The prophetic voice and social action brought about a new order focussed on reconciliation and unity.
But it wasn’t without conflict.
My lecturer commented, saying this:
Disruption is a way of God’s movement in the world. Disruption and challenging unjust laws and situations of oppression must continue! God’s epiphanies always bring a demand for continuing healing, unity, reconciliation and making sure everybody has a dignified life.
Our pursuit of justice cannot be divorced from our humble walk of discipleship. In the same way, our humble walk of discipleship cannot be divorced from our pursuit of justice. We are called to act justly, love mercy and walk humbly with our God.
The question for us now is, what are the current social justice issues, whether they be local, national or international, which demand prophetic voice and action? Ecology? Discrimination? Poverty?
How will we continue to act justly, love mercy and walk humbly with God?
C) Commemoration and Reconciliation: The Battle of Gate Pa
Last year the people of Tauranga Moana commemorated 150 years since the Battle of Gate Pa. This has come from a desire to continue to establish reconciliation between Maori and Pakeha.

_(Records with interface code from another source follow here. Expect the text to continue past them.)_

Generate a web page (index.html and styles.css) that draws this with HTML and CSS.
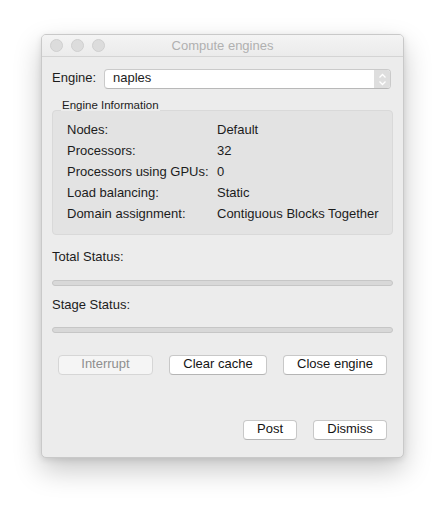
FILE: index.html
```html
<!DOCTYPE html>
<html>
<head>
<meta charset="utf-8">
<link rel="stylesheet" href="styles.css">
</head>
<body>
<div class="window">
  <div class="titlebar">
    <div class="lights"><span class="light"></span><span class="light"></span><span class="light"></span></div>
    <div class="title">Compute engines</div>
    <div></div>
  </div>
  <div class="content">
    <div class="engine-row">
      <span class="label">Engine:</span>
      <div class="select">
        <span class="select-text">naples</span>
        <span class="stepper">
          <svg width="9" height="13" viewBox="0 0 9 13"><path d="M1.5 4.5 L4.5 1.5 L7.5 4.5 M1.5 8.5 L4.5 11.5 L7.5 8.5" fill="none" stroke="#ffffff" stroke-width="1.3"/></svg>
        </span>
      </div>
    </div>
    <div class="group-title">Engine Information</div>
    <div class="group">
      <div class="row"><span class="k">Nodes:</span><span class="v">Default</span></div>
      <div class="row"><span class="k">Processors:</span><span class="v">32</span></div>
      <div class="row"><span class="k">Processors using GPUs:</span><span class="v">0</span></div>
      <div class="row"><span class="k">Load balancing:</span><span class="v">Static</span></div>
      <div class="row"><span class="k">Domain assignment:</span><span class="v">Contiguous Blocks Together</span></div>
    </div>
    <div class="status-label first">Total Status:</div>
    <div class="progress first-bar"></div>
    <div class="status-label">Stage Status:</div>
    <div class="progress second-bar"></div>
    <div class="actions">
      <button class="btn disabled w-interrupt">Interrupt</button>
      <button class="btn w-clear">Clear cache</button>
      <button class="btn w-close">Close engine</button>
    </div>
    <div class="footer">
      <button class="btn w-post">Post</button>
      <button class="btn w-dismiss">Dismiss</button>
    </div>
  </div>
</div>
</body>
</html>
```

FILE: styles.css
```css
html, body {
  margin: 0;
  padding: 0;
  background: #ffffff;
}
body {
  font-family: "Liberation Sans", Arial, sans-serif;
  font-size: 13px;
  color: #1c1c1c;
  padding: 34px 0 50px 41px;
}
.window {
  width: 363px;
  height: 424px;
  box-sizing: border-box;
  background: #ececec;
  border: 1px solid #c9c9c9;
  border-radius: 5px;
  box-shadow: 0 12px 28px rgba(0,0,0,0.22), 0 2px 6px rgba(0,0,0,0.10);
  display: flex;
  flex-direction: column;
  overflow: hidden;
}
.titlebar {
  height: 21px;
  flex: none;
  display: grid;
  grid-template-columns: 1fr auto 1fr;
  align-items: center;
  background: linear-gradient(#f4f4f4, #ebebeb);
  border-bottom: 1px solid #d4d4d4;
}
.lights {
  display: flex;
  gap: 8px;
  padding-left: 8px;
}
.light {
  width: 11px;
  height: 11px;
  border-radius: 50%;
  background: #dcdcdc;
  border: 0.5px solid #cfcfcf;
}
.title {
  color: #b0b0b0;
  font-size: 13px;
  line-height: 15px;
}
.content {
  flex: 1;
  display: flex;
  flex-direction: column;
  padding: 0 10px 17px 10px;
}
.engine-row {
  display: flex;
  align-items: center;
  margin-top: 12px;
  height: 20px;
  padding-right: 2px;
}
.label {
  width: 52px;
  flex: none;
  line-height: 16px;
  padding-bottom: 2px;
}
.select {
  flex: 1;
  height: 20px;
  box-sizing: border-box;
  background: #ffffff;
  border: 1px solid #cacaca;
  border-bottom-color: #b8b8b8;
  border-radius: 4px;
  display: flex;
  align-items: stretch;
  overflow: hidden;
}
.select-text {
  flex: 1;
  padding-left: 8px;
  line-height: 16px;
}
.stepper {
  width: 16px;
  background: #dedede;
  display: flex;
  align-items: center;
  justify-content: center;
}
.group-title {
  width: fit-content;
  margin: 10px 0 0 9px;
  padding: 0 1px;
  font-size: 11.5px;
  line-height: 12px;
  height: 12px;
  background: #ececec;
  position: relative;
  z-index: 1;
}
.group {
  margin-top: -1px;
  background: #e3e3e3;
  border: 1px solid #d9d9d9;
  border-radius: 4px;
  padding: 8px 0 10px 14px;
}
.row {
  display: flex;
  line-height: 21px;
  height: 21px;
}
.k {
  width: 150px;
  flex: none;
}
.status-label {
  line-height: 16px;
  margin-top: 11px;
}
.status-label.first {
  margin-top: 14px;
}
.progress {
  height: 6px;
  box-sizing: border-box;
  background: #d8d8d8;
  border: 1px solid #c6c6c6;
  border-radius: 3px;
}
.first-bar { margin-top: 15px; }
.second-bar { margin-top: 14px; }
.actions {
  display: flex;
  gap: 16px;
  margin-top: 22px;
  padding-left: 6px;
}
.footer {
  display: flex;
  gap: 16px;
  margin-top: auto;
  justify-content: flex-end;
  padding-right: 6px;
}
.btn {
  font-family: "Liberation Sans", Arial, sans-serif;
  font-size: 13px;
  color: #141414;
  height: 20px;
  box-sizing: border-box;
  padding: 0 0 2px 0;
  line-height: 16px;
  background: #ffffff;
  border: 1px solid #c8c8c8;
  border-bottom-color: #b5b5b5;
  border-radius: 4px;
  text-align: center;
  margin: 0;
}
.btn.disabled {
  background: #f5f5f5;
  color: #8e8e8e;
  border-color: #d6d6d6;
}
.w-interrupt { width: 95px; }
.w-clear { width: 98px; }
.w-close { width: 104px; }
.w-post { width: 54px; }
.w-dismiss { width: 74px; }
```
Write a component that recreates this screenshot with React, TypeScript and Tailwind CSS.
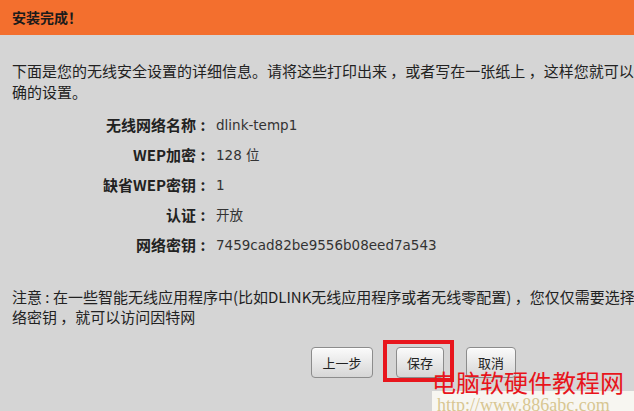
import React from "react";

const CJK = "font-['Noto_Sans_CJK_SC',sans-serif]";

const ROWS = [
  { label: "无线网络名称", value: "dlink-temp1" },
  { label: "WEP加密", value: "128 位" },
  { label: "缺省WEP密钥", value: "1" },
  { label: "认证", value: "开放" },
  { label: "网络密钥", value: "7459cad82be9556b08eed7a543" },
];

function Btn({ w, children }: { w: string; children: React.ReactNode }) {
  return (
    <button
      className={`${w} h-[31px] rounded-[4px] border border-[#8c8c8c] bg-gradient-to-b from-[#fbfbfb] to-[#d6d6d6] text-[13px] text-[#222] shadow-[inset_0_1px_0_#fff]`}
    >
      {children}
    </button>
  );
}

export default function App() {
  return (
    <div className={`relative w-[634px] h-[411px] overflow-hidden bg-[#d5d5d5] ${CJK}`}>
      {/* header */}
      <div className="h-[35px] bg-[#f36f2e] pl-3 flex items-center">
        <h1 className="text-[14px] font-bold text-[#1b1b1b]">安装完成！</h1>
      </div>

      <div className="pl-3 pt-[25px] text-[15px] text-[#222] leading-[21px] whitespace-nowrap">
        <p>下面是您的无线安全设置的详细信息。请将这些打印出来 ，或者写在一张纸上 ，这样您就可以正</p>
        <p>确的设置。</p>
      </div>

      {/* info rows */}
      <div className="mt-[8px] grid grid-cols-[196px_14px_1fr] text-[15px] text-[#222]">
        {ROWS.map((r) => (
          <React.Fragment key={r.label}>
            <div className="h-[30px] flex items-center justify-end font-bold">{r.label}</div>
            <div className="h-[30px] flex items-center justify-center font-bold">:</div>
            <div className="h-[30px] flex items-center pl-[6px] font-['DejaVu_Sans','Noto_Sans_CJK_SC',sans-serif] text-[13.5px] text-[#333]">
              {r.value}
            </div>
          </React.Fragment>
        ))}
      </div>

      <div className="pl-3 mt-[27px] text-[15px] text-[#222] leading-[20px] whitespace-nowrap">
        <p>注意 : 在一些智能无线应用程序中(比如DLINK无线应用程序或者无线零配置) ，您仅仅需要选择网</p>
        <p>络密钥 ，就可以访问因特网</p>
      </div>

      {/* buttons */}
      <div className="mt-[20px] ml-[311px] flex items-center">
        <Btn w="w-[62px]">上一步</Btn>
        <div className="relative ml-[23px]">
          <Btn w="w-[48px]">保存</Btn>
          <span className="absolute -left-[13px] -right-[10px] -top-[7px] -bottom-[4px] border-[4px] border-[#e8161d]" />
        </div>
        <div className="ml-[22px]">
          <Btn w="w-[50px]">取消</Btn>
        </div>
      </div>

      {/* watermark */}
      <div className="absolute left-[432px] top-[391px] right-0 bottom-0 bg-[#f7f6f1] pl-[5px] pt-[1px]">
        <span className="font-['Liberation_Serif',serif] text-[18px] leading-[20px] text-[#d8c692]">
          http://www.886abc.com
        </span>
      </div>
      <div className="absolute left-[432px] top-[370px] text-[24px] leading-[24px] text-[#e8141b]">
        电脑软硬件教程网
      </div>
    </div>
  );
}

The Battle of Gate Pa was one of a number of armed conflicts over land ownership and occupation which occurred during the mid 1800’s. The British military were unmerciful in their attack while they were drafting their plans; the Maori warriors were drawing up a revolutionary and merciful Code of Conduct, which stipulated that wounded soldiers were not to be mutilated or maltreated.
During the battle this Code of Conduct was honoured. We see this in the actions of Heni Te Kiri Karamu, the sister of a Maori warrior, when she distributed water to the wounded and dying Lieutenant-Colonel Booth and other British soldiers.
Heni demonstrated a love for the enemy as she came to the aid of those in need. Her actions echo the actions of the Good Samaritan, who risked life and limb to care for the perceived enemy. It appears that Heni took seriously the instruction to ‘go and do likewise’
Her life exemplified that of Christ Jesus who came to his enemies in their time of need and endured conflict and abuse because of a desire to reconcile them to the God of love.
In this story we see that even in the midst of the darkness of battle and the bounds of war, the God is peace is made known – this is a place of epiphany, a place where the presence of the Spirit of God is seen and experienced.
In our commemoration we seek reconciliation.
The Battle of Gate Pa Exhibition will be open again on Friday, Saturday and Sunday. This exhibition tells the story of the battle from two perspectives; a local Maori warrior and a British soldier who had left the Industrial Revolution in England as a young man before travelling to New Zealand with the infantry. The two pathways of the exhibition encourage us to view our shared history from the perspective of ‘the other’ – a key task of reconciliation.
The current challenge for us, the people of Tauranga Moana, is to continue along this path of restoration. The Spirit of God has begun a good work among the people of Tauranga Moana. The Kingdom of God has come and is coming to bring peace to the conflicted, health to the wounded, and love to the enemy. Will we perceive it and participate in it? In what ways are we being asked to extend love to our enemies here and now? What is the Code of Conduct for the current battles we face?
God’s presence has been encountered throughout the history of our nation. God is reconciling us to himself and to one another. Our role is to testify to God’s presence among us in our history and to be attentive to the coming of Christ in our midst here and now.